One way around this is to provide an "unwrapping combinator":
liftUnsafe :: (t -> t) -> Unsafe t -> Unsafe t
liftUnsafe f (Unsafe v) = Unsafe (f v)
This would automatically convert string operations to unsafe-string operations; not ideal, but reasonable enough. Operators are still a little annoying, but you can mangle their names:
(++u) :: Unsafe [t] -> Unsafe [t] -> Unsafe [t]
(++u) = liftUnsafe (++)
So you have to use ++u instead of ++ to concatenate unsafe lists; not too bad.
While it may not be perfect -- it only makes sure that you don't accidentally violate safety, and doesn't stop you from deliberately doing something dumb -- this approach feels a lot safer to me than ad-hoc mangling of variable names. I used Haskell because you can do type hacks fairly easily in it, but I don't see why you couldn't play a similar game (albeit much less conveniently) in C++, or even in a dynamic language like Python. Of course, Python would give you runtime errors about safety violations instead of static ones, but that still beats getting runtime security holes.

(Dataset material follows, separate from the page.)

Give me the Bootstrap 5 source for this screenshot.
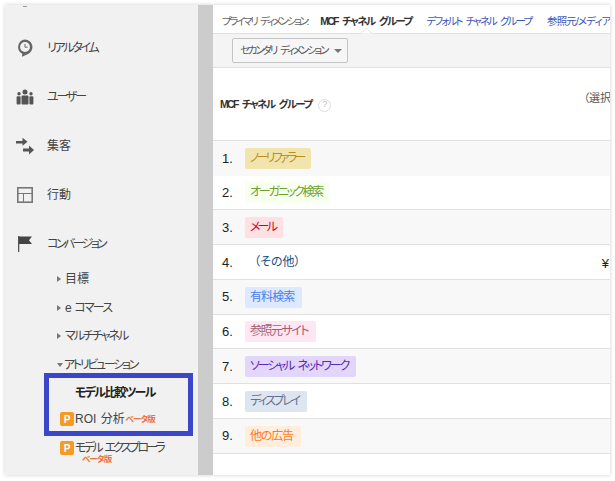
<!DOCTYPE html>
<html lang="ja"><head><meta charset="utf-8"><title>MCF</title>
<link href="https://cdn.jsdelivr.net/npm/bootstrap@5.3.0/dist/css/bootstrap.min.css" rel="stylesheet">
<style>
html,body{height:100%;}
body{background:#fff;font-family:"Liberation Sans","Noto Sans CJK JP",sans-serif;font-size:12px;color:#333;overflow:hidden;font-feature-settings:"palt";word-spacing:3px;}
.shell{position:relative;margin:5px 5px 0 5px;width:605px;height:470px;display:flex;box-shadow:0 0 4px rgba(0,0,0,.2);overflow:hidden;white-space:nowrap;}
.side{width:193px;flex:none;background:#f1f1f1;padding-top:1px;}
.stub{width:4px;height:1px;background:#999;margin:0 0 16px 18px;}
.gutter{width:15px;flex:none;background:#ccc;}
.main{flex:1;min-width:0;background:#fff;overflow:hidden;}
.top-item{height:49px;display:flex;align-items:center;color:#444;padding-top:1px;}
.top-item svg{width:18px;height:18px;margin-left:11px;margin-right:13px;flex:none;}
.subs{margin-top:-3px;}
.sub-item{height:28.5px;display:flex;align-items:center;padding-left:52px;color:#444;font-size:12px;}
.tri-r{width:0;height:0;border-left:4px solid #777;border-top:3.5px solid transparent;border-bottom:3.5px solid transparent;margin-right:4px;}
.tri-d{width:0;height:0;border-top:4px solid #777;border-left:3.5px solid transparent;border-right:3.5px solid transparent;margin-right:1px;}
.picked{padding-left:70px;font-weight:700;color:#222;height:28px;display:flex;align-items:center;font-size:12px;}
.pro{display:flex;align-items:center;padding-left:55px;color:#444;font-size:12px;height:24px;}
.pro2{margin-top:5px;}
.roi{word-spacing:1px;}
.pmark{width:14px;height:14px;background:#f59a23;color:#fff;border-radius:2px;font-size:10px;font-weight:700;display:flex;align-items:center;justify-content:center;margin-right:1px;flex:none;}
.beta{color:#e8743b;font-size:8.5px;font-weight:700;letter-spacing:-.9px;}
.beta-in{margin-left:1px;}
.beta2{padding-left:77px;line-height:10px;margin-top:-6px;}
.frame{position:absolute;left:39px;top:368px;width:149px;height:63px;border:5px solid #3c46c8;}
.tabs{height:29px;border-bottom:1px solid #e0e0e0;display:flex;align-items:center;padding:6px 0 0 9px;font-size:10.5px;color:#666;position:relative;}
.tabs b{color:#333;margin-left:13px;letter-spacing:-1.7px;}
.tabs a{color:#3b55b5;text-decoration:none;margin-left:15px;letter-spacing:-1.9px;}
.tabs a.ref{letter-spacing:-.9px;margin-left:16px;}
.tabs i{position:absolute;left:149px;bottom:-5px;width:9px;height:9px;background:#fff;border-top:1px solid #e0e0e0;border-left:1px solid #e0e0e0;transform:rotate(45deg);clip-path:polygon(0 0,100% 0,0 100%);}
.bar{height:34px;background:#f4f4f4;border-bottom:1px solid #e0e0e0;padding:4px 0 0 19px;}
.sel{height:25px;width:116px;padding:0 5px 0 7px;border:1px solid #c4c4c4;border-radius:2px;background:#f6f6f6;display:flex;align-items:center;justify-content:space-between;color:#555;font-size:10.5px;letter-spacing:-2.2px;}
.caret-d{width:0;height:0;border-top:4px solid #777;border-left:4px solid transparent;border-right:4px solid transparent;margin-right:0;}
.head{height:73px;border-bottom:1px solid #e0e0e0;display:flex;align-items:center;padding:2px 0 0 7px;position:relative;font-weight:700;font-size:10.5px;color:#333;}
.head-t{letter-spacing:-1.7px;}
.help{width:13px;height:13px;border:1px solid #ddd;border-radius:50%;color:#bbb;font-size:9px;font-weight:400;display:flex;align-items:center;justify-content:center;margin-left:7px;}
.sel-note{position:absolute;right:-1px;top:22px;font-weight:400;font-size:11px;color:#555;}
.line{height:34.75px;display:flex;align-items:center;border-bottom:1px solid #e0e0e0;position:relative;font-size:13px;color:#222;padding-top:1px;}
.line.alt{background:#f8f8f8;}
.line.first{border-bottom:0;height:34.5px;padding-top:0;}
.num{width:32px;padding-left:9px;flex:none;}
.tag{padding:0 8px 0 5px;height:21px;line-height:21px;border-radius:2px;font-size:12px;}
.t1{background:#f1e4ac;color:#b8901e;letter-spacing:-2.8px;}.t2{background:#f7ffee;color:#6e9e2e;letter-spacing:-2.2px;}.t3{background:#ffe0e3;color:#d0021b;letter-spacing:-2.8px;}.t4{color:#1d4f80;padding-left:9px;}.t5{background:#dde9ff;color:#4a80ee;letter-spacing:-.9px;}.t6{background:#ffe6f3;color:#a06070;letter-spacing:-1.5px;}.t7{background:#e2d6fa;color:#5a2ab8;letter-spacing:-2.1px;}.t8{background:#dde5f0;color:#5f7390;letter-spacing:-2.3px;}.t9{background:#ffeedd;color:#ff7a22;letter-spacing:-1.2px;}
.yen{position:absolute;right:1px;top:9px;font-size:13px;}
.k2{letter-spacing:-2px;}.k18{letter-spacing:-1.8px;}.k17{letter-spacing:-1.7px;}.k22{letter-spacing:-2.2px;}.k23{letter-spacing:-2.3px;}.k26{letter-spacing:-2.6px;}.k27{letter-spacing:-2.7px;}
</style></head><body>
<div class="shell">
<nav class="side">
<div class="stub"></div>
<div class="top-item"><svg viewBox="0 0 18 18"><path fill="#666" d="M9 .5a7.6 7.6 0 0 1 2.600 14.700L6 17.800l.2-3A7.600 7.600 0 0 1 9 .5z"/><circle cx="9" cy="8" r="4.900" fill="#f1f1f1"/><path d="M9 5v3.200h2.600" fill="none" stroke="#666" stroke-width="1"/></svg><span class="k23">リアルタイム</span></div>
<div class="top-item"><svg viewBox="0 0 18 18" fill="#555"><circle cx="9" cy="4" r="2.500"/><circle cx="3" cy="5.700" r="1.700"/><circle cx="15" cy="5.700" r="1.700"/><rect x="5.500" y="7.400" width="7" height="9" rx="1"/><rect x=".6" y="8.200" width="4" height="8.200" rx="1"/><rect x="13.400" y="8.200" width="4" height="8.200" rx="1"/></svg><span class="k22">ユーザー</span></div>
<div class="top-item"><svg viewBox="0 0 18 18" fill="#555"><path d="M0 4h6.500V.8l5 4-5 4V6.500H0z"/><path d="M7 11.500h6V8.500l5 4.500-5 4.500v-3H7z"/></svg><span>集客</span></div>
<div class="top-item"><svg viewBox="0 0 18 18" fill="none" stroke="#777" stroke-width="1.600"><rect x="1.800" y="1.800" width="14.400" height="14.400"/><path d="M2 7.500h14M7.500 7.500V16" stroke-width="1"/></svg><span>行動</span></div>
<div class="top-item"><svg viewBox="0 0 18 18"><path fill="#555" d="M2 1h1.300v16H2z"/><path fill="#444" d="M3 1.500h13l-3 3.800 3 3.800H3z"/></svg><span class="k26">コンバージョン</span></div>
<div class="subs">
<div class="sub-item"><span class="tri-r"></span>目標</div>
<div class="sub-item"><span class="tri-r"></span><span class="k18">e コマース</span></div>
<div class="sub-item"><span class="tri-r"></span><span class="k2">マルチチャネル</span></div>
<div class="sub-item"><span class="tri-d"></span><span class="k23">アトリビューション</span></div>
</div>
<div class="picked"><span class="k17">モデル比較ツール</span></div>
<div class="pro"><span class="pmark">P</span><span class="roi">ROI 分析</span><span class="beta beta-in">ベータ版</span></div>
<div class="pro pro2"><span class="pmark">P</span><span class="k27">モデル エクスプローラ</span></div>
<div class="beta beta2">ベータ版</div>
</nav>
<div class="gutter"></div>
<main class="main">
<div class="tabs"><span class="k23">プライマリ ディメンション:</span><b>MCF チャネル グループ</b><a href="#">デフォルト チャネル グループ</a><a class="ref" href="#">参照元/メディア</a><i></i></div>
<div class="bar"><div class="sel"><span>セカンダリ ディメンション</span><span class="caret-d"></span></div></div>
<div class="head"><span class="head-t">MCF チャネル グループ</span><span class="help">?</span><span class="sel-note">（選択</span></div>
<div class="line alt first"><span class="num">1.</span><span class="tag t1">ノーリファラー</span></div>
<div class="line"><span class="num">2.</span><span class="tag t2">オーガニック検索</span></div>
<div class="line alt"><span class="num">3.</span><span class="tag t3">メール</span></div>
<div class="line"><span class="num">4.</span><span class="tag t4">（その他）</span><span class="yen">¥</span></div>
<div class="line alt"><span class="num">5.</span><span class="tag t5">有料検索</span></div>
<div class="line"><span class="num">6.</span><span class="tag t6">参照元サイト</span></div>
<div class="line alt"><span class="num">7.</span><span class="tag t7">ソーシャル ネットワーク</span></div>
<div class="line"><span class="num">8.</span><span class="tag t8">ディスプレイ</span></div>
<div class="line alt"><span class="num">9.</span><span class="tag t9">他の広告</span></div>
</main>
<div class="frame"></div>
</div>
</body></html>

I would add as a hypothesis that it should be possible to express just about any variable-name-mangling technique whose goal is to "make wrong code look wrong" in the type system, provided your type system doesn't suck; and that doing so is preferable to doing it manually, since it means that a lot of repetitive error-checking can be handled by the computer. And since the computer is better than you are at verifying formal invariants, forcing it to handle them whenever possible is always a good idea.